The Quantum leap was, for me, not a good thing. True, pages rendered faster. But that performance came at a price: pages sometimes crashed, or slowed the whole system to treacle (Trello was particularly badly affected, presumably because of something in their Javascript - but whatever it was, it didn't affect other browsers). Nevertheless, I persisted. I told myself that Quantum had been a huge change, and teething problems were only to be expected. The next major update, I thought, would cure some of these ills.

Sadly, the opposite has happened. The "next major update" has landed, and while it has cured whatever ailed Trello, it has reduced several other sites to "completely unusable". As in, it simply no longer renders the page content at all. It will load a frame, or maybe a background image, but not display the content; or the content will disappear when I scroll. This happens across multiple sites and multiple computers, with and without extensions enabled; so I'm picking Firefox as the culprit.

(The content is loaded, it's still "there". It's sometimes possible to select it, by clicking and dragging with a mouse, and sometimes when this is done it will remain visible after deselecting. But sometimes not. At any rate, this is not an acceptable workaround.)

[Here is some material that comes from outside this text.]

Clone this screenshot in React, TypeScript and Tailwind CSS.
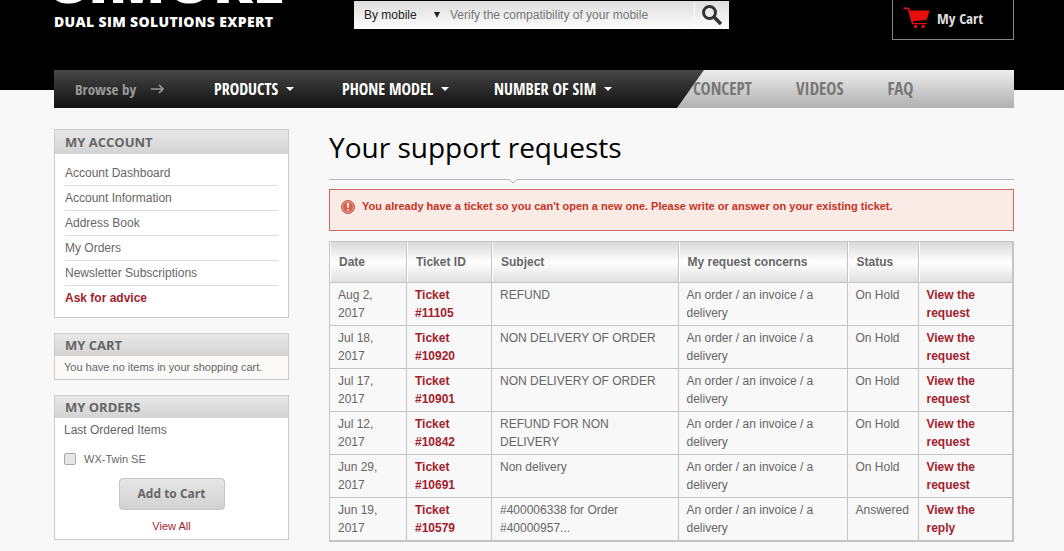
type Ticket = {
  id: string;
  date: string;
  subject: string;
  status: string;
  action: string;
};

const tickets: Ticket[] = [
  { id: '11105', date: 'Aug 2, 2017', subject: 'REFUND', status: 'On Hold', action: 'View the request' },
  { id: '10920', date: 'Jul 18, 2017', subject: 'NON DELIVERY OF ORDER', status: 'On Hold', action: 'View the request' },
  { id: '10901', date: 'Jul 17, 2017', subject: 'NON DELIVERY OF ORDER', status: 'On Hold', action: 'View the request' },
  { id: '10842', date: 'Jul 12, 2017', subject: 'REFUND FOR NON DELIVERY', status: 'On Hold', action: 'View the request' },
  { id: '10691', date: 'Jun 29, 2017', subject: 'Non delivery', status: 'On Hold', action: 'View the request' },
  { id: '10579', date: 'Jun 19, 2017', subject: '#400006338 for Order #40000957...', status: 'Answered', action: 'View the reply' },
];

const accountLinks = [
  'Account Dashboard',
  'Account Information',
  'Address Book',
  'My Orders',
  'Newsletter Subscriptions',
];

const columns = [
  { label: 'Date', width: 'w-[77px]' },
  { label: 'Ticket ID', width: 'w-[85px]' },
  { label: 'Subject', width: '' },
  { label: 'My request concerns', width: 'w-[169px]' },
  { label: 'Status', width: 'w-[71px]' },
  { label: '', width: 'w-[95px]' },
];

function BlockTitle({ children, tall }: { children: string; tall?: boolean }) {
  return (
    <h2 className={`bg-linear-to-b from-[#e8e8e8] to-[#d3d3d3] px-2.5 font-['Open_Sans',sans-serif] text-[13px] font-bold leading-[22px] text-[#666] ${tall ? 'py-px' : ''}`}>
      {children}
    </h2>
  );
}

function Caret() {
  return (
    <svg width="8" height="4" viewBox="0 0 8 4" fill="currentColor" aria-hidden="true">
      <path d="M0 0h8L4 4z" />
    </svg>
  );
}

function CartIcon() {
  return (
    <svg width="27" height="22" viewBox="0 0 27 22" fill="#e90e0e" aria-hidden="true">
      <path d="M0 .5h4.500c1 0 1.600.5 1.900 1.400L6.800 3.500H26.500L24 12.500 10 14.500l.4 1.500H23.500v1.300H9L5.200 3.500 4.600 2.200H2C1 2.200.3 1.500 0 .5z" />
      <circle cx="12.500" cy="19.500" r="1.700" />
      <circle cx="20" cy="19.500" r="1.700" />
    </svg>
  );
}

function Header() {
  return (
    <header className="flex h-[90px] items-start overflow-hidden bg-black pl-[54px] pr-[50px]">
      <a href="#" className="-mt-[52px] flex w-[300px] shrink-0 flex-col gap-0.5 whitespace-nowrap font-['Open_Sans',sans-serif] font-extrabold text-white">
        <span className="text-[59px] leading-[64px]">SIMORE</span>
        <span className="text-sm leading-4 tracking-wide">DUAL SIM SOLUTIONS EXPERT</span>
      </a>
      <form className="mt-px flex h-7 w-[375px] shrink-0 items-center bg-linear-to-b from-[#dedede] to-[#fcfcfc] text-xs">
        <div className="relative flex items-center">
          <select aria-label="Search type" className="h-7 w-[92px] appearance-none pl-2.5 leading-7 text-[#222]">
            <option>By mobile</option>
            <option>By product</option>
          </select>
          <svg className="pointer-events-none absolute right-[6px]" width="6" height="6" viewBox="0 0 6 6" fill="#222" aria-hidden="true">
            <path d="M0 0h6L3 6z" />
          </svg>
        </div>
        <input
          type="text"
          aria-label="Search"
          placeholder="Verify the compatibility of your mobile"
          className="h-6 min-w-0 flex-1 border-r border-white px-1 outline-none placeholder:text-[#777]"
        />
        <button type="button" aria-label="Search" className="flex h-7 w-[34px] items-center justify-center">
          <svg width="20" height="20" viewBox="0 0 20 20" fill="none" stroke="#333" aria-hidden="true">
            <circle cx="7.5" cy="7.5" r="6" strokeWidth="3" />
            <path d="M12 12l7 7" strokeWidth="3.600" />
          </svg>
        </button>
      </form>
      <a href="#" className="ml-auto flex h-10 w-[122px] items-center gap-[7px] border border-t-0 border-[#888] pb-1 pl-2.5 font-['Liberation_Sans_Narrow','Open_Sans_Condensed',sans-serif] text-[15px] font-bold text-[#ddd]">
        <CartIcon />
        My Cart
      </a>
    </header>
  );
}

function Nav() {
  return (
    <nav className="relative -mt-5 ml-[54px] mr-[50px] flex h-[38px] bg-linear-to-b from-[#ededed] to-[#b0b0b0] font-['Liberation_Sans_Narrow','Open_Sans_Condensed',sans-serif] font-bold">
      <div className="flex w-[650px] shrink-0 items-center bg-linear-to-b from-[#474747] to-[#121212] pl-[21px] text-base text-white [clip-path:polygon(0_0,100%_0,calc(100%-27px)_100%,0_100%)]">
        <span className="flex w-[139px] items-center gap-[15px] text-[15px] text-[#999]">
          Browse by
          <svg width="13" height="10" viewBox="0 0 13 10" fill="none" stroke="currentColor" strokeWidth="1.600" aria-hidden="true">
            <path d="M0 5h12M8 1l4 4-4 4" />
          </svg>
        </span>
        <a href="#" className="flex w-32 items-center gap-2">PRODUCTS <Caret /></a>
        <a href="#" className="flex w-38 items-center gap-2">PHONE MODEL <Caret /></a>
        <a href="#" className="flex items-center gap-2">NUMBER OF SIM <Caret /></a>
      </div>
      <div className="relative -ml-[11px] flex items-center gap-11 text-[17px] text-[#777]">
        <a href="#">CONCEPT</a>
        <a href="#">VIDEOS</a>
        <a href="#">FAQ</a>
      </div>
    </nav>
  );
}

function Sidebar() {
  return (
    <aside className="flex w-[235px] shrink-0 flex-col gap-[15px]">
      <section className="border border-[#ccc] bg-white">
        <BlockTitle tall>MY ACCOUNT</BlockTitle>
        <ul className="px-2.5 py-[7px]">
          {accountLinks.map(link => (
            <li key={link} className="border-b border-[#ddd] leading-6">
              <a href="#">{link}</a>
            </li>
          ))}
          <li className="leading-6">
            <a href="#" className="font-bold text-[#a21e2d]">Ask for advice</a>
          </li>
        </ul>
      </section>

      <section className="border border-[#ccc] bg-[#fbfaf8]">
        <BlockTitle>MY CART</BlockTitle>
        <p className="px-[9px] pb-px text-[11px] leading-[22px]">You have no items in your shopping cart.</p>
      </section>

      <section className="border border-[#ccc] bg-white">
        <BlockTitle>MY ORDERS</BlockTitle>
        <form className="flex flex-col px-[9px] pb-[3px]">
          <p className="leading-6">Last Ordered Items</p>
          <label className="mt-1.5 flex items-center gap-2 text-[11px] leading-[22px]">
            <input type="checkbox" className="size-3 appearance-none rounded-xs border border-[#aaa] bg-[#e6e6e6]" />
            WX-Twin SE
          </label>
          <button type="button" className="mt-2 h-8 w-[106px] self-center rounded-[4px] border border-[#c4c4c4] bg-linear-to-b from-[#e6e6e6] to-[#d2d2d2] font-['Open_Sans',sans-serif] text-xs font-bold text-[#666]">
            Add to Cart
          </button>
          <a href="#" className="mt-1.5 self-center text-[11px] leading-5 text-[#a21e2d]">View All</a>
        </form>
      </section>
    </aside>
  );
}

function TicketTable() {
  return (
    <table className="mt-2.5 w-full table-fixed border-collapse border border-b-2 border-r-2 border-[#c4c4c4] text-left">
      <thead>
        <tr className="h-[41px] bg-linear-to-b from-[#d9d9d9] via-white to-[#dedede]">
          {columns.map((col, i) => (
            <th key={i} className={`border border-[#c4c4c4] pl-[9px] font-bold shadow-[inset_1px_0_0_#fff] ${col.width}`}>{col.label}</th>
          ))}
        </tr>
      </thead>
      <tbody>
        {tickets.map(ticket => (
          <tr key={ticket.id} className="align-top leading-[18px]">
            <td className="border border-[#c4c4c4] py-[3px] pl-2 pr-4">{ticket.date}</td>
            <td className="border border-[#c4c4c4] py-[3px] pl-2">
              <a href="#" className="font-bold text-[#a21e2d]">{`Ticket #${ticket.id}`}</a>
            </td>
            <td className="border border-[#c4c4c4] py-[3px] pl-2 pr-5">{ticket.subject}</td>
            <td className="border border-[#c4c4c4] py-[3px] pl-2">An order / an invoice / a delivery</td>
            <td className="border border-[#c4c4c4] py-[3px] pl-2">{ticket.status}</td>
            <td className="border border-[#c4c4c4] py-[3px] pl-2 pr-4">
              <a href="#" className="font-bold text-[#a21e2d]">{ticket.action}</a>
            </td>
          </tr>
        ))}
      </tbody>
    </table>
  );
}

export default function App() {
  return (
    <div className="min-h-screen bg-[#f8f8f8] font-['Liberation_Sans',Arial,sans-serif] text-xs text-[#666]">
      <Header />
      <Nav />
      <div className="flex items-start gap-10 pb-2 pl-[54px] pr-[50px] pt-[21px]">
        <Sidebar />
        <main className="min-w-0 flex-1">
          <h1 className="pb-3.5 font-['Open_Sans',sans-serif] text-[28px] leading-9 text-black">Your support requests</h1>
          {/* rule with a small notch pointing down */}
          <div className="flex h-2.5">
            <div className="h-px w-[180px] bg-[#b9b4bd]" />
            <svg width="8" height="5" viewBox="0 0 8 5" fill="none" stroke="#b9b4bd" aria-hidden="true">
              <path d="M0 .5l4 3.500 4-3.500" />
            </svg>
            <div className="h-px flex-1 bg-[#b9b4bd]" />
          </div>
          <div role="alert" className="flex h-[42px] items-start gap-[7px] border border-[#cf6a60] bg-[#faebe7] pl-[11px] pt-[7px] text-[11px] font-bold leading-[18px] text-[#c8321f]">
            <svg className="mt-[3px]" width="14" height="14" viewBox="0 0 14 14" aria-hidden="true">
              <circle cx="7" cy="7" r="6.500" fill="#d9604d" stroke="#c0594b" />
              <circle cx="7" cy="7" r="5.500" fill="none" stroke="#eda090" />
              <path d="M6 3h2l-.4 5H6.400zM6.200 9.200h1.600v1.600H6.200z" fill="#fff" />
            </svg>
            You already have a ticket so you can't open a new one. Please write or answer on your existing ticket.
          </div>
          <TicketTable />
        </main>
      </div>
    </div>
  );
}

It is therefore with a heavy heart that I have decided, I can no longer wait for Firefox to get this excrement back together. Right now I have little choice but to adopt Chrome at work; for home use, I will probably prefer Vivaldi. A lot of people speak highly of Palemoon and Waterfox; I may give one or both of them a try within the next month. But Firefox, most sadly, is a broken vessel.

Goodbye. I wish you nothing but the very best of luck in the future; but from today, I'm no longer a user. I just don't have the time to deal with this level of crap.